Which I think is fine, actually. We do need to support the work of the Church. We need to tend to the broken and the broken-hearted. We need to feed the hungry and heal the sick and educate the clergy and provide for priests and nuns in their old age.

And I wish the Catholic Church -- or at least the Church in northeastern Nebraska -- would actually exercise a little good stewardship of its own and direct every possible penny toward doing exactly that.

INSTEAD, last Sunday, as we were getting that seminarian sob story designed to get every last mite out of every last widow, all those proverbial widows had to do was shuffle out of church, get into their sensible-but-aging Dodge automobiles and slowly drive the couple of miles or so through the frozen Omaha cityscape to 1024 Sunset Trail to see what "stewardship" means to the chancery bureaucrats in charge of spending what they faithfully drop into the collection plate.

There, about eight blocks from the offices where Archbishop Elden Francis Curtiss oversees his flock, sits a vacant house. A newly-expanded, remodeled and tricked-out $389,000 house fit for a king . . . or a soon-to-be-retired prince of the Church who
approaches his shepherding job rather like Britney Spears approaches motherhood.

Such a bore . . . rather beneath someone as excellent as he.

The Omaha World-Herald has done some further digging about Curtiss' swell future old-bachelor pad and found
it's likely worth every widow's mite the chancery paid:

A house that the Omaha Catholic Archdiocese recently bought as Archbishop Elden Curtiss' future retirement home had undergone a total renovation and a significant expansion, said the prior owner and an archdiocesan official who was involved in the purchase.

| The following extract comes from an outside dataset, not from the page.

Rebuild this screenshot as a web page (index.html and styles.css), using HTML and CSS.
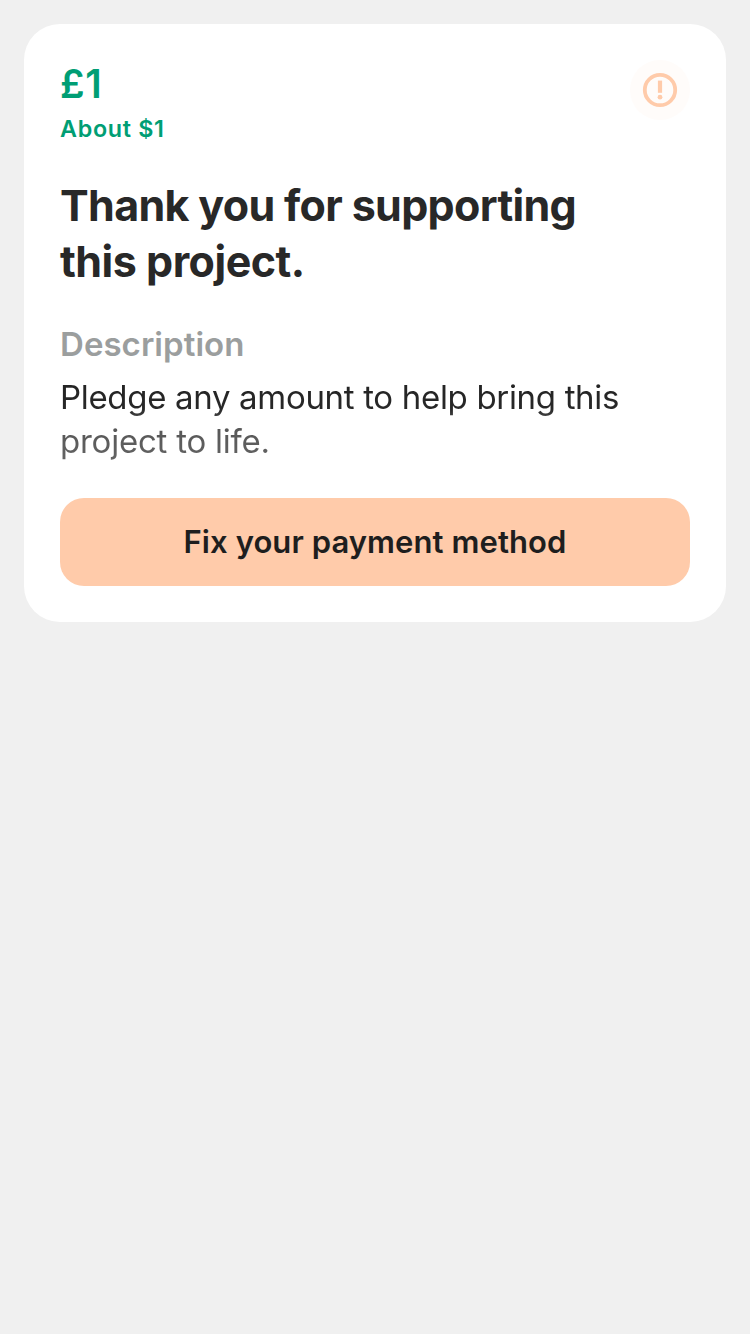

Realtor Jeff Rensch and the Rev. Gregory Baxter said in separate interviews that the house, at 1024 Sunset Trail in the Dillon's Fairacres neighborhood, was well worth the $389,000 that the archdiocese paid for it in December.

Among other reasons, they said, an addition and renovation project before the sale expanded the one-story house to 3,100 finished square feet, including the basement.

Rensch's wife, Mari, purchased the house for $155,500 in September 2006. The sale to the archdiocese has sparked controversy since a World-Herald article last week. Many people have asked whether the house was worth the price.

Jeff Rensch, who couldn't be reached for comment before last week's article was published, said this week that the renovation and the neighborhood justified the cost.

"If you have never gone through this type of total renovation, it may sound like (we) made money on this sale," he said, "but with all costs considered, it was break even at best."

The home, Rensch said, was sorely in need of updating when the Rensches purchased it. They intended it to be a home for his elderly mother, Rensch said, but that didn't work out.

They spent more than $200,000 on renovating the house, he said, including building a 230-square- foot addition.

When they started, the house had two bedrooms, one bath and about 1,500 square feet of space on the main level. The basement was partly finished.

By the time the Rensches and their contractor were done, the house had 3,100 square feet of finished space. Of that, about 1,650 square feet is on the main level, and the rest is in the basement.

The house now has four bedrooms and three bathrooms. Rensch said the project included building a 10-by-23-foot main-floor addition, removing many walls and reconfiguring space to make the house more open. They added two basement bedrooms and, to conform to city codes, added windows that could be used to escape a fire.

They replaced the roof, adding two peaks for a better roofline. They replaced all windows and siding. They built a new kitchen with granite countertops. They replaced all wiring and plumbing, added a fireplace and installed a whirlpool bath.

The construction took more than a year.

"We didn't go from terrible to Taj Mahal, but it's basically a new home," said Quintin Bogard, owner of Q's Home Services and co-general contractor on the renovation with Mari Rensch. "It's not extravagant, but it's a beautiful home. You're not going to get a newer home in the middle of town than that one."


He added by e-mail that he and his wife, who are Catholics with five children in Catholic schools, were "surprised and honored that the archbishop and his advisers noticed the home, appreciated Mari's work and decided to have him enjoy his retirement in this particular home."

Baxter said the house was worth the price. The Rev. Joseph Taphorn, chancellor of the Omaha archdiocese, said it will be a good investment for the archdiocese.

The Rensches, widely known in the Omaha real estate business, live within a few blocks of the house, which is near 61st Street and Western Avenue. They belong to St. Margaret Mary Catholic Church, where Baxter is the pastor. Baxter also is an archdiocesan official and was assigned to help find a retirement residence for Curtiss.

AT LEAST WE NOW KNOW archdiocesan officials aren't stupid. They just think we are.

We live in an archdiocese where inner-city Catholic parishes are struggling to keep the doors open and their schools from being shuttered. Likewise, we live in a city that has seen violence and hopelessness spike in poor neighborhoods desperately in need of the hope and mercy of Jesus Christ.

We also live in an archdiocese where even large suburban parishes are down to one priest, have plenty of space in the rectory and sure could use the help of a spry retired archbishop.

But I guess the Archdiocese of Omaha, in its infinite wisdom, finds that the spectacle of an archbishop serving anyone other than himself would be entirely too compatible with the example of an itinerant Savior who never had 3,100 square feet of material comfort to crash in after a hard day casting out demons, curing lepers and getting crucified.

Because Jesus, after all, is for those who can't help themselves.

"All they want is your money."

I so freakin' hate it when my old man, now long in the grave, still gets proven right after saying the most damn-fool things.